Information provided |
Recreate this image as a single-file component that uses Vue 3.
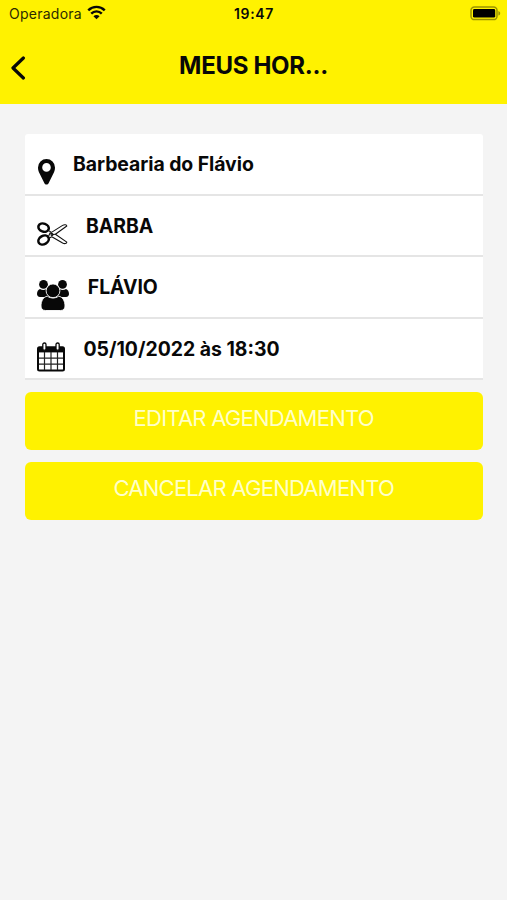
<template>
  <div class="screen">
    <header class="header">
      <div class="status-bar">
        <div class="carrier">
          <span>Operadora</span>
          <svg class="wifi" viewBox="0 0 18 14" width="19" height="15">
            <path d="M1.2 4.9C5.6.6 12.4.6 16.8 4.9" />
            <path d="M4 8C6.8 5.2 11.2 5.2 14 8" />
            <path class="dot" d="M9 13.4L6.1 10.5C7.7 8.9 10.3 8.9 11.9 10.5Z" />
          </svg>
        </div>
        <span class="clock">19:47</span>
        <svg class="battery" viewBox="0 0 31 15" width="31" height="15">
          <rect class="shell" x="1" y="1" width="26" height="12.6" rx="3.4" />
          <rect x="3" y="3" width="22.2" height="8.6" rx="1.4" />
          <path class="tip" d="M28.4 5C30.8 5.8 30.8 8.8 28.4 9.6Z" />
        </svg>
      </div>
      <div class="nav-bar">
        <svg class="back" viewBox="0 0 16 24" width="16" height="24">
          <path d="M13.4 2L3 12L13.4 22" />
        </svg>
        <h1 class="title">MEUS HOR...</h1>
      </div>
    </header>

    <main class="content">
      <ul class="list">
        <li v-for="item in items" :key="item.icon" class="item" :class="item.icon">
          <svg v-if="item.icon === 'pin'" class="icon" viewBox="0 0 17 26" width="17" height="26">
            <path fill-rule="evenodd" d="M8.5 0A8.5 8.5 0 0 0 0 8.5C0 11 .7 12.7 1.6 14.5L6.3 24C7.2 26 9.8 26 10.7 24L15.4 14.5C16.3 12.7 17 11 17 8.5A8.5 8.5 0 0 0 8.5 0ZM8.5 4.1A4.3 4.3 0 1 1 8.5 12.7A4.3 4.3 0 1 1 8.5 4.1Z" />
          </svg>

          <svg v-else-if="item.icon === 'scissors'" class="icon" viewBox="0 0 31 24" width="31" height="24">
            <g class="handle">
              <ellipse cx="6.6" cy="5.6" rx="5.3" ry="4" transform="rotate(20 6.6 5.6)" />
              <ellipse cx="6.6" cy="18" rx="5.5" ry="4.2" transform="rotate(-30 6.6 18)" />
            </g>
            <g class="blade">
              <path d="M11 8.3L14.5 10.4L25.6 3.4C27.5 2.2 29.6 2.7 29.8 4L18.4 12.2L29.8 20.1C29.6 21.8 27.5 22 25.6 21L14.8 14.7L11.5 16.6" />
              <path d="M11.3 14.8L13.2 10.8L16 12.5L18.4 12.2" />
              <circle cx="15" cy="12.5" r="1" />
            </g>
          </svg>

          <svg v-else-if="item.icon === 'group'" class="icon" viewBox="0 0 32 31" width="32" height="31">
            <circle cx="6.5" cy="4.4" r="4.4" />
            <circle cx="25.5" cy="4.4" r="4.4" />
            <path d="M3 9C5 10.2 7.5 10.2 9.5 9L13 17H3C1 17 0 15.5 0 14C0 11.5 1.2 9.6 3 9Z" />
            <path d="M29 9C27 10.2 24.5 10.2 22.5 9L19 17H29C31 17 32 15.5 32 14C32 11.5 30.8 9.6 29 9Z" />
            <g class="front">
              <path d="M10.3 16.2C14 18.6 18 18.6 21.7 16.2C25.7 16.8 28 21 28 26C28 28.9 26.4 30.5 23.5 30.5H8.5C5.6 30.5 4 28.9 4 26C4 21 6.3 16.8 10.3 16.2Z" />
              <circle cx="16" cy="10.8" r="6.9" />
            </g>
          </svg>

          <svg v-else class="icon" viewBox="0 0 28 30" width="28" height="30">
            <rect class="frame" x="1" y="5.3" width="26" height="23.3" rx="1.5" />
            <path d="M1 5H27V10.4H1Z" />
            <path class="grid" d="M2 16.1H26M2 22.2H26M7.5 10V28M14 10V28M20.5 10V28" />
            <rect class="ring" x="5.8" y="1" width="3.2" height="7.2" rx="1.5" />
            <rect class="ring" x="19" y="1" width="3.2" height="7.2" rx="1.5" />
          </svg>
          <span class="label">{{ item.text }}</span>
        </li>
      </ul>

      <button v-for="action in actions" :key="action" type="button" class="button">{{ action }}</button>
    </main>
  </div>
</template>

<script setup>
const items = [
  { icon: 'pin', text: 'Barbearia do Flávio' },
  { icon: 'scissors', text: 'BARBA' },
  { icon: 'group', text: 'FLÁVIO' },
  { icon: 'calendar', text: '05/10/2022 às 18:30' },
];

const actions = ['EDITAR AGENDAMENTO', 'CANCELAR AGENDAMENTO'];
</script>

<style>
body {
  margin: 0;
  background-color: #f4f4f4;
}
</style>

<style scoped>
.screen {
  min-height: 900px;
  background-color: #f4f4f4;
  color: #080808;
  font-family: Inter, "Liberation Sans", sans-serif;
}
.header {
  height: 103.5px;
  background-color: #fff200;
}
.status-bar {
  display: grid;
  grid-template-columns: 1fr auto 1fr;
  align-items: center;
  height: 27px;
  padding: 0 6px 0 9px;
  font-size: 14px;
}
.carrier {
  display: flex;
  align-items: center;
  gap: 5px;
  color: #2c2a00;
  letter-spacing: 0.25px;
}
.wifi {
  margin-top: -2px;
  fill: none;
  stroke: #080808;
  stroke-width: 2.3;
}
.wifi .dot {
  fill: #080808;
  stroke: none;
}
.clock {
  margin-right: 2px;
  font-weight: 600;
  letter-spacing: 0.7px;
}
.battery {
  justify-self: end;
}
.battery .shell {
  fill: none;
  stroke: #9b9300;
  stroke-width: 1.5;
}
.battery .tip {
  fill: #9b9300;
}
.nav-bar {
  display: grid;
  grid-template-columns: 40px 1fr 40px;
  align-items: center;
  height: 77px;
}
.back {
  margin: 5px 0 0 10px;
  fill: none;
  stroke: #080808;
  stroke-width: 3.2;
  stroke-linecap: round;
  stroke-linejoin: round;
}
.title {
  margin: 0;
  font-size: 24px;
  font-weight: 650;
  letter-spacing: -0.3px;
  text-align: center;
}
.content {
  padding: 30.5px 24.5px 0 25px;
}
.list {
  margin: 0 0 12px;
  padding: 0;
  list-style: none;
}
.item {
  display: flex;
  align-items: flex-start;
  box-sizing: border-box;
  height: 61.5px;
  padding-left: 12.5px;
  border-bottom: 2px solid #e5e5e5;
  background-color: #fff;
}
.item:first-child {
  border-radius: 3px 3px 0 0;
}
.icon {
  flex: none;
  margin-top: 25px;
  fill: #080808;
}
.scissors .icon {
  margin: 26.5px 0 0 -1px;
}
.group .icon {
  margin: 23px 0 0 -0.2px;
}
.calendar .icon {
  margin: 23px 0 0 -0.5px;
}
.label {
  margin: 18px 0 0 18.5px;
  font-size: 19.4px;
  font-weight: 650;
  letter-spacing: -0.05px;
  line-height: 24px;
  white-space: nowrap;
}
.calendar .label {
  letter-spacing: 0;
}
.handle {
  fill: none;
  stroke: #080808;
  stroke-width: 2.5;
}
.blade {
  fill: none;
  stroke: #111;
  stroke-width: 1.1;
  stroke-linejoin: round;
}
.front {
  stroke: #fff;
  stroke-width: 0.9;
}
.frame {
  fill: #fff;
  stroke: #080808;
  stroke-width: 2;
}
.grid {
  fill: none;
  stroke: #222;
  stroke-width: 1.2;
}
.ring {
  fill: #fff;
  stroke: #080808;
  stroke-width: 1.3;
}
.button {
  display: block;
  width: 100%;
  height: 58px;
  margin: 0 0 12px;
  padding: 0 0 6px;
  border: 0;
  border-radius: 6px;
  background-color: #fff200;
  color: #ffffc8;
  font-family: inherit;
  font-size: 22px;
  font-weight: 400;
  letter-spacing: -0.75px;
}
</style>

What to work on | Exclude the pictures, and transcribe all of the material exactly.

Correct answer |
Recreate this image as a single-file component that uses Vue 3.
<template>
  <div class="screen">
    <header class="header">
      <div class="status-bar">
        <div class="carrier">
          <span>Operadora</span>
          <svg class="wifi" viewBox="0 0 18 14" width="19" height="15">
            <path d="M1.2 4.9C5.6.6 12.4.6 16.8 4.9" />
            <path d="M4 8C6.8 5.2 11.2 5.2 14 8" />
            <path class="dot" d="M9 13.4L6.1 10.5C7.7 8.9 10.3 8.9 11.9 10.5Z" />
          </svg>
        </div>
        <span class="clock">19:47</span>
        <svg class="battery" viewBox="0 0 31 15" width="31" height="15">
          <rect class="shell" x="1" y="1" width="26" height="12.6" rx="3.4" />
          <rect x="3" y="3" width="22.2" height="8.6" rx="1.4" />
          <path class="tip" d="M28.4 5C30.8 5.8 30.8 8.8 28.4 9.6Z" />
        </svg>
      </div>
      <div class="nav-bar">
        <svg class="back" viewBox="0 0 16 24" width="16" height="24">
          <path d="M13.4 2L3 12L13.4 22" />
        </svg>
        <h1 class="title">MEUS HOR...</h1>
      </div>
    </header>

    <main class="content">
      <ul class="list">
        <li v-for="item in items" :key="item.icon" class="item" :class="item.icon">
          <svg v-if="item.icon === 'pin'" class="icon" viewBox="0 0 17 26" width="17" height="26">
            <path fill-rule="evenodd" d="M8.5 0A8.5 8.5 0 0 0 0 8.5C0 11 .7 12.7 1.6 14.5L6.3 24C7.2 26 9.8 26 10.7 24L15.4 14.5C16.3 12.7 17 11 17 8.5A8.5 8.5 0 0 0 8.5 0ZM8.5 4.1A4.3 4.3 0 1 1 8.5 12.7A4.3 4.3 0 1 1 8.5 4.1Z" />
          </svg>

          <svg v-else-if="item.icon === 'scissors'" class="icon" viewBox="0 0 31 24" width="31" height="24">
            <g class="handle">
              <ellipse cx="6.6" cy="5.6" rx="5.3" ry="4" transform="rotate(20 6.6 5.6)" />
              <ellipse cx="6.6" cy="18" rx="5.5" ry="4.2" transform="rotate(-30 6.6 18)" />
            </g>
            <g class="blade">
              <path d="M11 8.3L14.5 10.4L25.6 3.4C27.5 2.2 29.6 2.7 29.8 4L18.4 12.2L29.8 20.1C29.6 21.8 27.5 22 25.6 21L14.8 14.7L11.5 16.6" />
              <path d="M11.3 14.8L13.2 10.8L16 12.5L18.4 12.2" />
              <circle cx="15" cy="12.5" r="1" />
            </g>
          </svg>

          <svg v-else-if="item.icon === 'group'" class="icon" viewBox="0 0 32 31" width="32" height="31">
            <circle cx="6.5" cy="4.4" r="4.4" />
            <circle cx="25.5" cy="4.4" r="4.4" />
            <path d="M3 9C5 10.2 7.5 10.2 9.5 9L13 17H3C1 17 0 15.5 0 14C0 11.5 1.2 9.6 3 9Z" />
            <path d="M29 9C27 10.2 24.5 10.2 22.5 9L19 17H29C31 17 32 15.5 32 14C32 11.5 30.8 9.6 29 9Z" />
            <g class="front">
              <path d="M10.3 16.2C14 18.6 18 18.6 21.7 16.2C25.7 16.8 28 21 28 26C28 28.9 26.4 30.5 23.5 30.5H8.5C5.6 30.5 4 28.9 4 26C4 21 6.3 16.8 10.3 16.2Z" />
              <circle cx="16" cy="10.8" r="6.9" />
            </g>
          </svg>

          <svg v-else class="icon" viewBox="0 0 28 30" width="28" height="30">
            <rect class="frame" x="1" y="5.3" width="26" height="23.3" rx="1.5" />
            <path d="M1 5H27V10.4H1Z" />
            <path class="grid" d="M2 16.1H26M2 22.2H26M7.5 10V28M14 10V28M20.5 10V28" />
            <rect class="ring" x="5.8" y="1" width="3.2" height="7.2" rx="1.5" />
            <rect class="ring" x="19" y="1" width="3.2" height="7.2" rx="1.5" />
          </svg>
          <span class="label">{{ item.text }}</span>
        </li>
      </ul>

      <button v-for="action in actions" :key="action" type="button" class="button">{{ action }}</button>
    </main>
  </div>
</template>

<script setup>
const items = [
  { icon: 'pin', text: 'Barbearia do Flávio' },
  { icon: 'scissors', text: 'BARBA' },
  { icon: 'group', text: 'FLÁVIO' },
  { icon: 'calendar', text: '05/10/2022 às 18:30' },
];

const actions = ['EDITAR AGENDAMENTO', 'CANCELAR AGENDAMENTO'];
</script>

<style>
body {
  margin: 0;
  background-color: #f4f4f4;
}
</style>

<style scoped>
.screen {
  min-height: 900px;
  background-color: #f4f4f4;
  color: #080808;
  font-family: Inter, "Liberation Sans", sans-serif;
}
.header {
  height: 103.5px;
  background-color: #fff200;
}
.status-bar {
  display: grid;
  grid-template-columns: 1fr auto 1fr;
  align-items: center;
  height: 27px;
  padding: 0 6px 0 9px;
  font-size: 14px;
}
.carrier {
  display: flex;
  align-items: center;
  gap: 5px;
  color: #2c2a00;
  letter-spacing: 0.25px;
}
.wifi {
  margin-top: -2px;
  fill: none;
  stroke: #080808;
  stroke-width: 2.3;
}
.wifi .dot {
  fill: #080808;
  stroke: none;
}
.clock {
  margin-right: 2px;
  font-weight: 600;
  letter-spacing: 0.7px;
}
.battery {
  justify-self: end;
}
.battery .shell {
  fill: none;
  stroke: #9b9300;
  stroke-width: 1.5;
}
.battery .tip {
  fill: #9b9300;
}
.nav-bar {
  display: grid;
  grid-template-columns: 40px 1fr 40px;
  align-items: center;
  height: 77px;
}
.back {
  margin: 5px 0 0 10px;
  fill: none;
  stroke: #080808;
  stroke-width: 3.2;
  stroke-linecap: round;
  stroke-linejoin: round;
}
.title {
  margin: 0;
  font-size: 24px;
  font-weight: 650;
  letter-spacing: -0.3px;
  text-align: center;
}
.content {
  padding: 30.5px 24.5px 0 25px;
}
.list {
  margin: 0 0 12px;
  padding: 0;
  list-style: none;
}
.item {
  display: flex;
  align-items: flex-start;
  box-sizing: border-box;
  height: 61.5px;
  padding-left: 12.5px;
  border-bottom: 2px solid #e5e5e5;
  background-color: #fff;
}
.item:first-child {
  border-radius: 3px 3px 0 0;
}
.icon {
  flex: none;
  margin-top: 25px;
  fill: #080808;
}
.scissors .icon {
  margin: 26.5px 0 0 -1px;
}
.group .icon {
  margin: 23px 0 0 -0.2px;
}
.calendar .icon {
  margin: 23px 0 0 -0.5px;
}
.label {
  margin: 18px 0 0 18.5px;
  font-size: 19.4px;
  font-weight: 650;
  letter-spacing: -0.05px;
  line-height: 24px;
  white-space: nowrap;
}
.calendar .label {
  letter-spacing: 0;
}
.handle {
  fill: none;
  stroke: #080808;
  stroke-width: 2.5;
}
.blade {
  fill: none;
  stroke: #111;
  stroke-width: 1.1;
  stroke-linejoin: round;
}
.front {
  stroke: #fff;
  stroke-width: 0.9;
}
.frame {
  fill: #fff;
  stroke: #080808;
  stroke-width: 2;
}
.grid {
  fill: none;
  stroke: #222;
  stroke-width: 1.2;
}
.ring {
  fill: #fff;
  stroke: #080808;
  stroke-width: 1.3;
}
.button {
  display: block;
  width: 100%;
  height: 58px;
  margin: 0 0 12px;
  padding: 0 0 6px;
  border: 0;
  border-radius: 6px;
  background-color: #fff200;
  color: #ffffc8;
  font-family: inherit;
  font-size: 22px;
  font-weight: 400;
  letter-spacing: -0.75px;
}
</style>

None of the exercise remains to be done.